The hunt is on for an extortionist who broke into a wealthy Sydney home and chained a hoax bomb and a list of demands to the neck of a terrified schoolgirl.
The terrifying ordeal during which Madeline Pulver had a hoax bomb chained to her neck is being treated as an extortion attempt by police.
A masked man broke into her Mosman home, on Sydney’s lower north shore, and strapped a device to the 18-year-old on Wednesday afternoon.
It sparked a tense, drawn out operation that ended ten hours later, shortly before midnight, when bomb disposal experts safely removed the device.

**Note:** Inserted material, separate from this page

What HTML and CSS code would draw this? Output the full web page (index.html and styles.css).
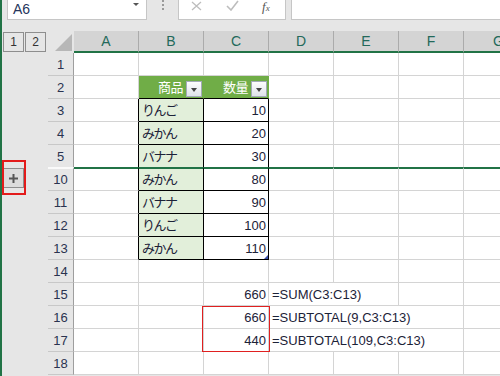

In a press conference, Robbery and Serious Crime Squad Commander Detective Superintendent Luke Moore said police were treating the incident as an attempted extortion.
“This would have been a terrifying and traumatic ordeal for the young woman,” he said. “We are pursuing a number of lines of inquiry – however, it appears at this stage to be a case of attempted extortion.
“We have established Strike Force Haddon to examine this incident and the motivation behind it.”
Maddy tired and sore after holding bomb
Madeline Pulver’s father, William, says the girl has emerged from her horrifying ordeal in good spirits, although she is “tired and sore” after holding the bomb that was chained to her neck for 10 hours.
“From our family’s perspective we are clearly extremely eager for our lives to return to normal,” Mr Pulver told reporters in Sydney on Thursday.
“We have a daughter on the cusp of doing HSC exams … Our appeal to you is that you request our privacy after this and leave us to get on with our lives.”
Mr Pulver, with his wife by his side, thanked everyone involved in the operation, including police, hospital staff and emergency workers.
“You are a wonderful group of people, you were an extraordinary support and comfort to my daughter last night.” In particular, he said his daughter wanted to thank the officers who had stayed with her for many hours “with little regard to their own personal safety”.
“They were an incredible comfort during a horrific ordeal.” Mr Pulver said he was proud of “Maddy” who was coping well.
“She has woken up this morning in pretty good spirits,” he said. “She is a little tired, a little sore from holding this damned device in place for about ten hours.”
Mr Pulver described his daughter as “beautiful” and said she wanted to put the incident behind her.
Detective Superintendent Luke Moore said police were treating the incident as a “serious and complex investigation” and an unusual crime.
He said police were conducting extensive forensic examination at the family home on Burrawong Avenue.
“We have some initial lines of inquiry that we are following up,” he said.
“There’s a lot of resources involved in this investigation.”
Supt Moore confirmed there was a letter of demand attached to the device that was believed to be a bomb.
“It was an elaborate device certainly made to look as though it was potentially explosive,” he said.
“We are treating this as an attempted extortion.” Supt Moore said police did not have a full description of the offender, but there was “no doubt” police were looking for a suspect.